Selain masalah harga, DPRD Babel juga mendesak Kementerian ESDM untuk mempercepat penerbitan Izin Pertambangan Rakyat (IPR). Menurut DPRD, meskipun pemerintah pusat telah menawarkan solusi, realisasi IPR di lapangan dinilai masih jalan di tempat.
“Kami baru saja menerima pengaduan dari masyarakat Belitung Timur terkait proses IPR yang terlalu lama. Padahal, IPR adalah kepastian hukum bagi rakyat kecil untuk menambang sesuai aturan sekaligus menjaga kelestarian lingkungan,” jelas Didit
DPRD Babel menegaskan akan terus mengawal isu harga timah dan IPR hingga ada penyelesaian nyata dari pemerintah pusat.
“Kami datang ke sini bukan untuk kepentingan pribadi, tapi murni memperjuangkan rakyat. Rakyat adalah tuan kami, dan kami hanyalah wakil mereka. Tidak ada alasan bagi DPRD Babel untuk berhenti memperjuangkan suara hati masyarakat,” pungkas Didit.

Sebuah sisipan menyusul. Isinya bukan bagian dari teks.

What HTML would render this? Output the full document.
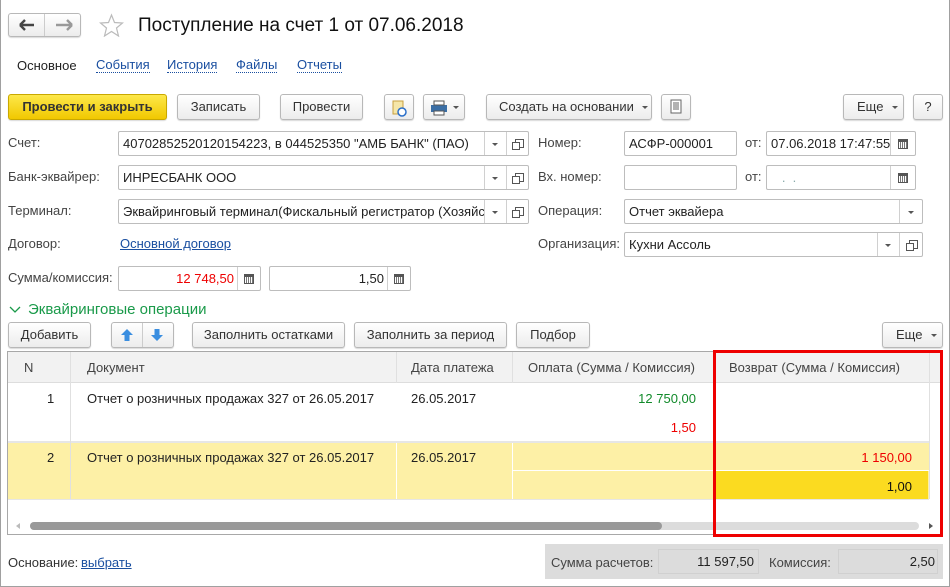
<!DOCTYPE html>
<html><head><meta charset="utf-8"><style>
*{box-sizing:border-box;margin:0;padding:0}
body{width:950px;height:587px;background:#fff;font-family:"Liberation Sans",Arial,sans-serif;font-size:13px;color:#333;position:relative;overflow:hidden}
.a{position:absolute}
.btn{position:absolute;border:1px solid #b8b8b8;border-radius:3px;background:linear-gradient(#fff,#ececec);box-shadow:0 1px 1px rgba(0,0,0,.15);text-align:center;line-height:23px;color:#333;white-space:nowrap}
.inp{position:absolute;border:1px solid #bdbdbd;border-radius:2px;background:#fff;height:25px;line-height:23px;padding-left:4px;white-space:nowrap;overflow:hidden;color:#222}
.sep{position:absolute;top:0;bottom:0;border-left:1px solid #d0d0d0}
.lbl{position:absolute;color:#444;line-height:16px}
.lnk{position:absolute;color:#1a4fa0;border-bottom:1px dotted #1a4fa0;line-height:14px}
.ul{position:absolute;color:#1a4fa0;text-decoration:underline}
.dd{position:absolute;width:0;height:0;border-left:3px solid transparent;border-right:3px solid transparent;border-top:3px solid #555}
.op{position:absolute;width:9px;height:9px;border:1px solid #555}
.op:after{content:"";position:absolute;left:-4px;top:2px;width:6px;height:6px;border:1px solid #555;background:#fff}
.cal{position:absolute;width:10px;height:10px;border:1px solid #555;border-top:3px solid #555;background:repeating-linear-gradient(90deg,#fff 0 1px,#777 1px 2px)}
.cell{position:absolute;white-space:nowrap}
</style></head><body>
<div class="a" style="left:0;top:0;width:950px;height:587px;border-left:1px solid #a0a0a0;border-right:1px solid #a0a0a0;border-bottom:1px solid #a0a0a0"></div>

<!-- nav -->
<div class="btn" style="left:8px;top:13px;width:73px;height:24px"></div>
<div class="a" style="left:44px;top:14px;height:22px;border-left:1px solid #ccc"></div>
<svg class="a" style="left:18px;top:17px" width="60" height="16"><path d="M2 8h14M2 8l5-5M2 8l5 5" stroke="#444" stroke-width="2.4" fill="none"/><path d="M54 8H38M54 8l-5-5M54 8l-5 5" stroke="#999" stroke-width="2.4" fill="none"/></svg>
<svg class="a" style="left:99px;top:13px" width="25" height="24"><path d="M12.5 2l3 7.5 8 .5-6 5 2 8-7-4.5-7 4.5 2-8-6-5 8-.5z" fill="none" stroke="#bbb" stroke-width="1.2"/></svg>
<div class="a" style="left:138px;top:14px;font-size:19px;color:#111;line-height:24px">Поступление на счет 1 от 07.06.2018</div>

<div class="a" style="left:17px;top:58px;color:#222">Основное</div>
<div class="lnk" style="left:96px;top:58px">События</div>
<div class="lnk" style="left:167px;top:58px">История</div>
<div class="lnk" style="left:236px;top:58px">Файлы</div>
<div class="lnk" style="left:297px;top:58px">Отчеты</div>

<!-- toolbar -->
<div class="btn" style="left:8px;top:94px;width:159px;height:26px;background:linear-gradient(#fde84a,#f1c800);border-color:#c9a800;font-weight:bold;color:#333;line-height:24px">Провести и закрыть</div>
<div class="btn" style="left:177px;top:94px;width:83px;height:26px;line-height:24px">Записать</div>
<div class="btn" style="left:280px;top:94px;width:83px;height:26px;line-height:24px">Провести</div>
<div class="btn" style="left:384px;top:94px;width:30px;height:26px"><svg width="28" height="24"><rect x="8" y="6" width="10" height="13" fill="#f5e6a8" stroke="#c8a040"/><circle cx="17" cy="17" r="4" fill="#fff" stroke="#2a6fc9" stroke-width="1.5"/></svg></div>
<div class="btn" style="left:423px;top:94px;width:42px;height:26px"><svg width="40" height="24"><rect x="7" y="10" width="16" height="7" fill="#3a6ea5"/><rect x="10" y="6" width="10" height="4" fill="#fff" stroke="#555"/><rect x="10" y="16" width="10" height="4" fill="#fff" stroke="#555"/><path d="M29 11h6l-3 3z" fill="#555"/></svg></div>
<div class="btn" style="left:486px;top:94px;width:166px;height:26px;line-height:24px;text-align:left;padding-left:12px">Создать на основании<div class="dd" style="left:155px;top:11px"></div></div>
<div class="btn" style="left:661px;top:94px;width:30px;height:26px"><svg width="28" height="24"><rect x="9" y="5" width="10" height="13" fill="#fff" stroke="#666"/><path d="M11 8h6M11 10h6M11 12h6M11 14h6" stroke="#666"/></svg></div>
<div class="btn" style="left:843px;top:94px;width:61px;height:26px;line-height:24px;text-align:left;padding-left:13px">Еще<div class="dd" style="left:48px;top:11px"></div></div>
<div class="btn" style="left:913px;top:94px;width:30px;height:26px;line-height:24px">?</div>

<!-- fields -->
<div class="lbl" style="left:8px;top:135px">Счет:</div>
<div class="inp" style="left:118px;top:131px;width:411px">40702852520120154223, в 044525350 "АМБ БАНК" (ПАО)<div class="sep" style="left:365px"></div><div class="sep" style="left:387px"></div><div class="dd" style="left:373px;top:11px"></div><div class="op" style="left:396px;top:7px"></div></div>
<div class="lbl" style="left:8px;top:169px">Банк-эквайрер:</div>
<div class="inp" style="left:118px;top:165px;width:411px">ИНРЕСБАНК ООО<div class="sep" style="left:365px"></div><div class="sep" style="left:387px"></div><div class="dd" style="left:373px;top:11px"></div><div class="op" style="left:396px;top:7px"></div></div>
<div class="lbl" style="left:8px;top:203px">Терминал:</div>
<div class="inp" style="left:118px;top:199px;width:411px">Эквайринговый терминал(Фискальный регистратор (Хозяйст<div class="a" style="left:365px;top:0;width:45px;height:23px;background:#fff;border-left:1px solid #d0d0d0"></div><div class="sep" style="left:387px"></div><div class="dd" style="left:373px;top:11px"></div><div class="op" style="left:396px;top:7px"></div></div>
<div class="lbl" style="left:8px;top:236px">Договор:</div>
<div class="ul" style="left:120px;top:236px">Основной договор</div>
<div class="lbl" style="left:8px;top:270px">Сумма/комиссия:</div>
<div class="inp" style="left:118px;top:266px;width:143px;text-align:right;padding-right:26px;color:#e00">12 748,50<div class="sep" style="left:118px"></div><div class="cal" style="left:125px;top:7px"></div></div>
<div class="inp" style="left:269px;top:266px;width:142px;text-align:right;padding-right:26px">1,50<div class="sep" style="left:117px"></div><div class="cal" style="left:124px;top:7px"></div></div>

<div class="lbl" style="left:538px;top:135px">Номер:</div>
<div class="inp" style="left:624px;top:131px;width:113px">АСФР-000001</div>
<div class="lbl" style="left:745px;top:135px">от:</div>
<div class="inp" style="left:766px;top:131px;width:150px">07.06.2018 17:47:55<div class="sep" style="left:123px"></div><div class="cal" style="left:131px;top:7px"></div></div>
<div class="lbl" style="left:538px;top:169px">Вх. номер:</div>
<div class="inp" style="left:624px;top:165px;width:113px"></div>
<div class="lbl" style="left:745px;top:169px">от:</div>
<div class="inp" style="left:766px;top:165px;width:150px;color:#8aa">&nbsp;&nbsp;&nbsp;.&nbsp;&nbsp;.<div class="sep" style="left:123px"></div><div class="cal" style="left:131px;top:7px"></div></div>
<div class="lbl" style="left:538px;top:203px">Операция:</div>
<div class="inp" style="left:624px;top:199px;width:299px">Отчет эквайера<div class="sep" style="left:274px"></div><div class="dd" style="left:283px;top:11px"></div></div>
<div class="lbl" style="left:538px;top:236px">Организация:</div>
<div class="inp" style="left:624px;top:232px;width:299px">Кухни Ассоль<div class="sep" style="left:252px"></div><div class="sep" style="left:274px"></div><div class="dd" style="left:260px;top:11px"></div><div class="op" style="left:284px;top:7px"></div></div>

<!-- section -->
<svg class="a" style="left:9px;top:305px" width="12" height="10"><path d="M1 2l5 5 5-5" stroke="#1a9a4a" stroke-width="1.3" fill="none"/></svg>
<div class="a" style="left:28px;top:300px;font-size:15px;color:#1a9a4a;line-height:20px">Эквайринговые операции</div>

<div class="btn" style="left:8px;top:322px;width:83px;height:26px;line-height:24px">Добавить</div>
<div class="btn" style="left:111px;top:322px;width:63px;height:26px"><div class="a" style="left:30px;top:0;bottom:0;border-left:1px solid #ccc"></div><svg class="a" style="left:7px;top:5px" width="50" height="14"><path d="M8 1l6 6h-3.5v6h-5V7H2z" fill="#3a8ee0"/><path d="M38 13l6-6h-3.5V1h-5v6H32z" fill="#3a8ee0"/></svg></div>
<div class="btn" style="left:192px;top:322px;width:153px;height:26px;line-height:24px">Заполнить остатками</div>
<div class="btn" style="left:354px;top:322px;width:153px;height:26px;line-height:24px">Заполнить за период</div>
<div class="btn" style="left:516px;top:322px;width:74px;height:26px;line-height:24px">Подбор</div>
<div class="btn" style="left:882px;top:322px;width:61px;height:26px;line-height:24px;text-align:left;padding-left:13px">Еще<div class="dd" style="left:48px;top:11px"></div></div>

<!-- table -->
<div class="a" style="left:7px;top:351px;width:936px;height:184px;border:1px solid #a8a8a8;background:#fff"></div>
<div class="a" style="left:8px;top:352px;width:934px;height:31px;background:#f2f2f2;border-bottom:1px solid #ddd"></div>
<div class="a" style="left:8px;top:443px;width:921px;height:56px;background:#fdf0a6"></div>
<div class="a" style="left:716px;top:471px;width:212px;height:28px;background:#fbdb20"></div>
<div class="a" style="left:512px;top:470px;width:417px;border-top:1px solid #fff"></div>
<div class="a" style="left:8px;top:441px;width:921px;border-top:2px solid #e6e6e6"></div>
<div class="a" style="left:8px;top:499px;width:921px;border-top:1px solid #e6e6e6"></div>
<div class="a" style="left:70px;top:352px;height:147px;border-left:1px solid #e0e0e0"></div>
<div class="a" style="left:396px;top:352px;height:31px;border-left:1px solid #e0e0e0"></div>
<div class="a" style="left:396px;top:443px;height:56px;border-left:1px solid #fff"></div>
<div class="a" style="left:512px;top:352px;height:31px;border-left:1px solid #e0e0e0"></div>
<div class="a" style="left:512px;top:443px;height:56px;border-left:1px solid #fff"></div>
<div class="a" style="left:714px;top:352px;height:31px;border-left:1px solid #e0e0e0"></div>
<div class="a" style="left:929px;top:352px;height:147px;border-left:1px solid #e0e0e0"></div>
<div class="cell" style="left:24px;top:360px;color:#444">N</div>
<div class="cell" style="left:87px;top:360px;color:#444">Документ</div>
<div class="cell" style="left:411px;top:360px;color:#444">Дата платежа</div>
<div class="cell" style="left:528px;top:360px;color:#444">Оплата (Сумма / Комиссия)</div>
<div class="cell" style="left:729px;top:360px;color:#444">Возврат (Сумма / Комиссия)</div>
<div class="cell" style="left:47px;top:391px;color:#222">1</div>
<div class="cell" style="left:87px;top:391px;color:#222">Отчет о розничных продажах 327 от 26.05.2017</div>
<div class="cell" style="left:411px;top:391px;color:#222">26.05.2017</div>
<div class="cell" style="right:254px;top:391px;color:#118a2a">12 750,00</div>
<div class="cell" style="right:254px;top:420px;color:#e00">1,50</div>
<div class="cell" style="left:47px;top:450px;color:#222">2</div>
<div class="cell" style="left:87px;top:450px;color:#222">Отчет о розничных продажах 327 от 26.05.2017</div>
<div class="cell" style="left:411px;top:450px;color:#222">26.05.2017</div>
<div class="cell" style="right:38px;top:450px;color:#e00">1 150,00</div>
<div class="cell" style="right:38px;top:479px;color:#111">1,00</div>
<div class="a" style="left:30px;top:522px;width:889px;height:8px;background:#dcdcdc;border-radius:4px"></div>
<div class="a" style="left:30px;top:522px;width:632px;height:8px;background:#999;border-radius:4px"></div>
<div class="a" style="left:16px;top:523px;border-right:4px solid #bbb;border-top:3px solid transparent;border-bottom:3px solid transparent"></div>
<div class="a" style="left:929px;top:523px;border-left:4px solid #555;border-top:3px solid transparent;border-bottom:3px solid transparent"></div>

<div class="a" style="left:713px;top:350px;width:230px;height:187px;border:3px solid #e00"></div>

<!-- footer -->
<div class="lbl" style="left:8px;top:555px;color:#333">Основание:</div>
<div class="ul" style="left:81px;top:555px">выбрать</div>
<div class="a" style="left:545px;top:544px;width:398px;height:35px;background:#dcdcdc"></div>
<div class="lbl" style="left:551px;top:555px">Сумма расчетов:</div>
<div class="a" style="left:658px;top:549px;width:101px;height:25px;border:1px solid #d0d0d0;text-align:right;padding-right:4px;line-height:23px;color:#222">11 597,50</div>
<div class="lbl" style="left:769px;top:555px">Комиссия:</div>
<div class="a" style="left:838px;top:549px;width:100px;height:25px;border:1px solid #d0d0d0;text-align:right;padding-right:2px;line-height:23px;color:#222">2,50</div>
</body></html>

Menanggapi persoalan ini, perwakilan Kementerian ESDM, Irsan menegaskan bahwa kewenangan pemerintah pusat hanya sebatas pada penentuan harga acuan ekspor. Harga ekspor timah ditetapkan berdasarkan acuan Indonesia Commodity and Derivatives Exchange (ICDX) serta Jakarta Futures Exchange (JFX).
“Untuk harga ekspor memang ESDM yang menetapkan dengan mengacu pada harga ICDX dan JFX. Namun untuk pembelian dari mitra atau pemasok lokal, harga ditentukan oleh PT Timah sendiri sebagai perusahaan,” jelasnya
Menurut Irsan, perbedaan harga yang terjadi di lapangan lebih disebabkan oleh mekanisme internal PT Timah dalam menyesuaikan harga dengan mitra, termasuk kebijakan pembayaran. Pemerintah, lanjutnya, tetap mendorong agar tata niaga timah lebih transparan dan adil bagi penambang rakyat.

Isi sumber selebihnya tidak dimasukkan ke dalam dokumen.